The earlier articulated arguments, in regards to the role of setting in A Clockwork Orange, substantiate the validity of our initial thesis. Just as it being the case in Shakespeare’s Italia-based tragedies, in Burgess’s novel setting does not strongly affect the way in which plot unravels.
Nevertheless, this setting is quite indispensible within the context of defining novel’s overall semantic content, as the exposal to setting in Clockwork Orange helps readers to get a better understanding of characters as three-dimensional beings, rather than stereotypically depicted good and wrong doers. The following is the summary of conclusions, regarding the role of setting in Burgess’s novel, to which we had come earlier:
- In A Clockwork Orange, the specifics of how author went about establishing setting, are being reflective of his intention to add plausibility to his description of simultaneously semi-Socialist and semi-Capitalist future.
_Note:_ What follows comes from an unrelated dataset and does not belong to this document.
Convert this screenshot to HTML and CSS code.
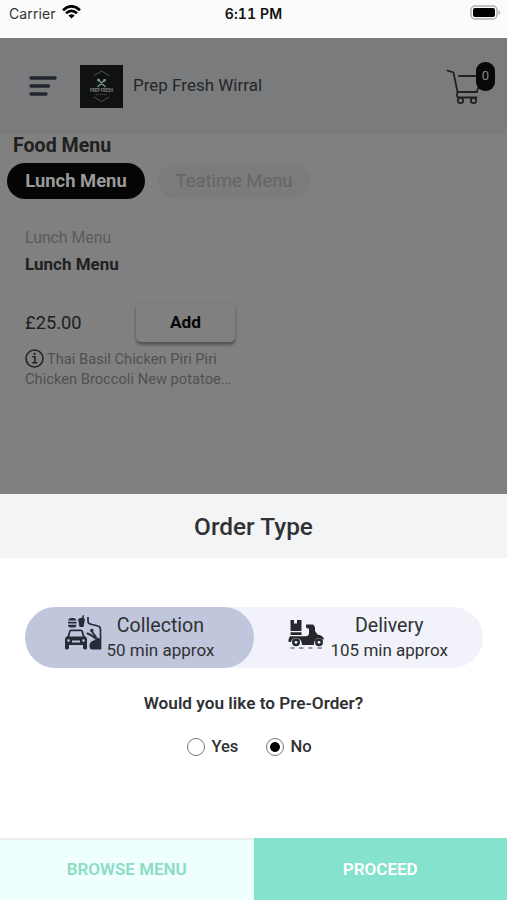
FILE: index.html
```html
<!DOCTYPE html>
<html lang="en">
<head>
<meta charset="utf-8">
<title>Prep Fresh Wirral</title>
<link rel="stylesheet" href="styles.css">
</head>
<body>
<div class="screen">
  <div class="status">
    <div class="carrier"><span>Carrier</span>
      <svg width="19" height="14" viewBox="0 0 19 14" fill="none" stroke="#000" stroke-width="2.7"><path d="M1 5.2Q9.500-2.600 18 5.200M4 8.300Q9.500 3.300 15 8.300"/><path d="M9.500 13.600L6.400 10.500Q9.500 7.900 12.600 10.500Z" fill="#000" stroke="none"/></svg>
    </div>
    <div class="clock">6:11 PM</div>
    <div class="battery">
      <svg width="31" height="15" viewBox="0 0 31 15"><rect x="1" y="1" width="26" height="13" rx="4" fill="#fafafa" stroke="#b0b0b0" stroke-width="1.500"/><rect x="3" y="3" width="22" height="9" rx="2" fill="#000"/><path d="M28.500 5Q32 7.500 28.500 10Z" fill="#b0b0b0"/></svg>
    </div>
  </div>
  <header class="header">
    <svg class="burger" width="28" height="20" viewBox="0 0 28 20" stroke="#24262e" stroke-width="3.400" stroke-linecap="round"><path d="M2 2H26M2 10H19.500M2 18H17"/></svg>
    <svg class="logo" width="43" height="43" viewBox="0 0 43 43"><rect width="43" height="43" fill="#101212"/><g fill="none" stroke="#55534c" stroke-width="1"><path d="M14 10.500L21.500 6L29 10.500M14 32L21.500 36.500L29 32"/></g><g stroke="#78908e" stroke-width="1.500" stroke-linecap="round"><path d="M18.500 15L25 21.500M24.500 15L18 21.500"/></g><circle cx="18.500" cy="15" r="1.500" fill="#78908e"/><path d="M23.500 14L26 14L25.500 17L23 16Z" fill="#78908e"/><text x="21.500" y="27" text-anchor="middle" textLength="23" lengthAdjust="spacingAndGlyphs" font-family="Roboto, sans-serif" font-weight="700" font-size="5" fill="#858585">PREP FRESH</text><path d="M16 29.500H27" stroke="#444" stroke-width=".8"/></svg>
    <div class="brand">Prep Fresh Wirral</div>
    <div class="cart">
      <svg width="36" height="38" viewBox="0 0 36 38" fill="none" stroke="#202123" stroke-width="1.800" stroke-linecap="round" stroke-linejoin="round"><path d="M1.500 2.500L7.500 4.500L11.500 24H31M13 8H31M32 20L31 24M11.500 24Q9.500 29.500 13.500 29.500H30.500"/><circle cx="14.500" cy="32.500" r="2.700"/><circle cx="27.500" cy="32.500" r="2.700"/></svg>
      <span class="badge">0</span>
    </div>
  </header>
  <main class="menu">
    <h1>Food Menu</h1>
    <div class="tabs"><div class="tab on">Lunch Menu</div><div class="tab off">Teatime Menu</div></div>
    <section class="item">
      <div class="category">Lunch Menu</div>
      <div class="name">Lunch Menu</div>
      <div class="buy"><span class="price">£25.00</span><button class="add">Add</button></div>
      <div class="desc">
        <svg width="19" height="19" viewBox="0 0 19 19" fill="none" stroke="#202020" stroke-width="1.500"><circle cx="9.500" cy="9.500" r="8.500"/><path d="M7.300 7.800H10V13.600M7.200 13.800H12.300"/><circle cx="9.600" cy="4.900" r="1.100" fill="#202020" stroke="none"/></svg>
        <span>Thai Basil Chicken Piri Piri</span></div>
      <div class="desc2">Chicken Broccoli New potatoe<span class="dots">...</span></div>
    </section>
  </main>
  <section class="sheet">
    <h2>Order Type</h2>
    <div class="choices">
      <div class="choice chosen">
        <svg width="38" height="36" viewBox="0 0 38 36" fill="#282b38"><path d="M4 5.500Q4.500 3 7 3H9.500Q12 3 12.500 5.500ZM4 6.800H12.500V8.500H4ZM4 9.800H12.500Q12.500 12.500 10 12.500H6.500Q4 12.500 4 9.800ZM14 4L18 2.500L19 0L20.200.5L19.500 3L21 4L19.500 12H15.500Z"/><path d="M5 16Q5.500 14.500 7 14.500H17Q18.500 14.500 19 16L20.500 21Q23 22 23 24V33Q23 34.500 21 34.500Q19 34.500 19 32.500V30H5V32.500Q5 34.500 3 34.500Q1 34.500 1 33V24Q1 22 3.500 21Z"/><path d="M6.800 16.300H17.200L18.700 21.500H5.300Z" fill="#c0c6db"/><path d="M8 25.500H16V27.500H8Z" fill="#c0c6db"/><circle cx="4.500" cy="25.500" r="1.300" fill="#c0c6db"/><circle cx="19.500" cy="25.500" r="1.300" fill="#c0c6db"/><path d="M24 2V6Q24 9 28 9.500L34 11Q36.500 11.500 36.500 15V34" fill="none" stroke="#282b38" stroke-width="1.700"/><circle cx="27.800" cy="15.500" r="1.800"/><path d="M23.500 18.500L27 20.200L31 23M28.500 17.500L32 22" fill="none" stroke="#282b38" stroke-width="2" stroke-linecap="round"/><path d="M25.500 30Q26 26 30 25.500L33 22.500L37 24V34.500H28Q25.500 34.500 25.500 30Z"/></svg>
        <div class="copy"><div class="kind">Collection</div><div class="time">50 min approx</div></div>
      </div>
      <div class="choice delivery">
        <svg width="38" height="32" viewBox="0 0 38 32" fill="#26282e"><path d="M2.500 1H6V4.500H9V1H13.500V12H2.500ZM2.500 13.200H13.500V16H2.500ZM2 17.300H18Q21 17 21 14V9.500H19.500Q18 9.500 18 7.500V5.500H25L27 8V12L29.500 15.500Q34 16 36 19.500L35 20.800Q31 17.800 28 20Q26 22 26 26H14Q13.500 19 8 19Q4 19 3 23H.5Q.5 19 2 17.300Z"/><circle cx="8" cy="23.300" r="4"/><circle cx="31" cy="23.300" r="4"/><g fill="#f1f2fa"><circle cx="8" cy="23.300" r="1.400"/><circle cx="31" cy="23.300" r="1.400"/></g><path d="M2.500 29H6.500M11 29H15.500M20.500 29H24.500M29.500 29H34" stroke="#777980" stroke-width="1.400"/></svg>
        <div class="copy"><div class="kind">Delivery</div><div class="time">105 min approx</div></div>
      </div>
    </div>
    <div class="question">Would you like to Pre-Order?</div>
    <div class="answers">
      <label><span class="radio"></span>Yes</label>
      <label><span class="radio checked"></span>No</label>
    </div>
    <footer><button class="browse">BROWSE MENU</button><button class="proceed">PROCEED</button></footer>
  </section>
</div>
</body>
</html>
```
FILE: styles.css
```css
* { box-sizing: border-box; }
body { margin: 0; font-family: Roboto, sans-serif; color: #303133; }
button { border: 0; padding: 0; font: inherit; }
svg { flex: none; display: block; }
.screen { width: 507px; height: 900px; display: flex; flex-direction: column; background: #808080; overflow: hidden; white-space: nowrap; }
.status { height: 38px; background: #fbfbfb; display: grid; grid-template-columns: 1fr auto 1fr; padding: 5px 6px 0 9px; font: 14px/17px Inter, sans-serif; color: #111; }
.carrier { display: flex; gap: 6px; color: #333; letter-spacing: .1px; }
.clock { font-weight: 600; font-variant-numeric: tabular-nums; letter-spacing: .1px; margin-left: -3px; }
.battery { justify-self: end; }
.header { height: 96px; background: #797b7d; display: flex; align-items: center; padding: 0 11px 0 29px; }
.logo { margin-left: 23px; }
.brand { margin-left: 10px; font-size: 17px; line-height: 20px; margin-top: -2px; color: #252628; }
.cart { position: relative; margin-left: auto; width: 50px; height: 42px; padding-top: 3px; }
.badge { position: absolute; left: 30px; top: -3px; width: 19px; height: 29px; border-radius: 9px; background: #080808; color: #888; font-size: 13px; line-height: 28px; text-align: center; }
.menu { height: 360px; color: #202020; }
h1 { margin: 0; padding: 1px 13px 0; font-size: 19.6px; line-height: 22px; font-weight: 700; }
.tabs { display: flex; gap: 13px; padding: 6px 7px 0; }
.tab { height: 36px; border-radius: 18px; font-size: 18.4px; line-height: 35px; text-align: center; }
.on { width: 138px; background: #050505; color: #9a9a9a; font-weight: 700; }
.off { width: 152px; background: #7b7b7b; color: #656565; }
.item { padding: 29px 25px 0; }
.category { font-size: 15.8px; line-height: 20px; color: #5b5b5b; }
.name { margin-top: 6px; font-size: 17px; line-height: 20px; font-weight: 700; }
.buy { display: flex; justify-content: space-between; align-items: center; width: 210px; height: 40px; margin-top: 28px; }
.price { font-size: 18.3px; }
.add { width: 99px; height: 39px; border-radius: 5px; background: #808080; box-shadow: 0 3px 3px #555, 0 0 2px #707070; color: #060606; font-size: 17.3px; font-weight: 700; }
.desc { display: flex; align-items: center; gap: 3px; margin-top: 6px; height: 21px; font-size: 14.7px; color: #505050; }
.desc2 { font-size: 14.7px; line-height: 21px; color: #505050; }
.dots { letter-spacing: -.7px; }
.sheet { height: 406px; background: #fff; display: flex; flex-direction: column; align-items: center; }
h2 { margin: 0; width: 100%; height: 64px; background: #f3f4f6; font-size: 24.4px; line-height: 65px; font-weight: 500; text-align: center; }
.choices { display: flex; width: 458px; height: 61px; margin-top: 49px; border-radius: 31px; background: #f1f2fa; }
.choice { width: 229px; display: flex; padding-top: 8px; padding-left: 39px; gap: 5px; border-radius: 31px; }
.chosen { background: #c0c6db; }
.delivery { padding-left: 34px; }
.delivery svg { margin-top: 4px; }
.copy { text-align: center; margin-top: -2px; }
.kind { font-size: 19.6px; line-height: 25px; }
.time { font-size: 17px; line-height: 25px; }
.question { margin-top: 24px; font-size: 17.2px; line-height: 22px; font-weight: 600; }
.answers { display: flex; gap: 28px; margin: 23px 0 0 -8px; font-size: 16.6px; font-weight: 500; line-height: 20px; }
label { display: flex; gap: 6px; }
.radio { width: 18px; height: 18px; margin-top: 1px; border: 1px solid #777; border-radius: 50%; }
.checked { background: radial-gradient(circle, #000 4.5px, transparent 5.3px); }
footer { margin-top: auto; width: 100%; height: 62px; display: flex; font-size: 17px; font-weight: 600; }
footer button { flex: 1; padding-bottom: 1px; }
.browse { background: #effffe; color: #8adcc4; border-top: 2px solid #e9eeee; padding-bottom: 3px; }
.proceed { background: #85e2cc; color: #fff; }
```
- In Burgess’s novel, setting helps readers to gain a better insight into particulars of characters’ mentality, as it subtly promotes the idea that it is namely the essence of surrounding socio-political realities, which can be partially blamed for these characters’ often clearly defined behavioral abnormality.
- One of the foremost characteristics of setting in A Clockwork Orange is that, despite the fact that it helps to establish a proper psychological atmosphere, it nevertheless remains semantically non-intrusive, for as long as the actual action is being concerned.
References
Burgess, Antony. A Clockwork Orange. New York: W. W. Norton & Company, 1986.
Jones, Robert “Italian Settings and the ‘World’ of Elizabethan Tragedy”. Studies in English Literature 10.2 (1970): 251-268.
Soheback, Vivian “Decor as Theme: A Clockwork Orange”. Literature Film Quarterly 9.2 (1981): 91-96.
Waterman, David “Bill the Symbolic Worker: Forced Syndicalism, Opposition and the Self in Anthony Burgess’s 1985”. Atenea 24.1 (2004): 105-118.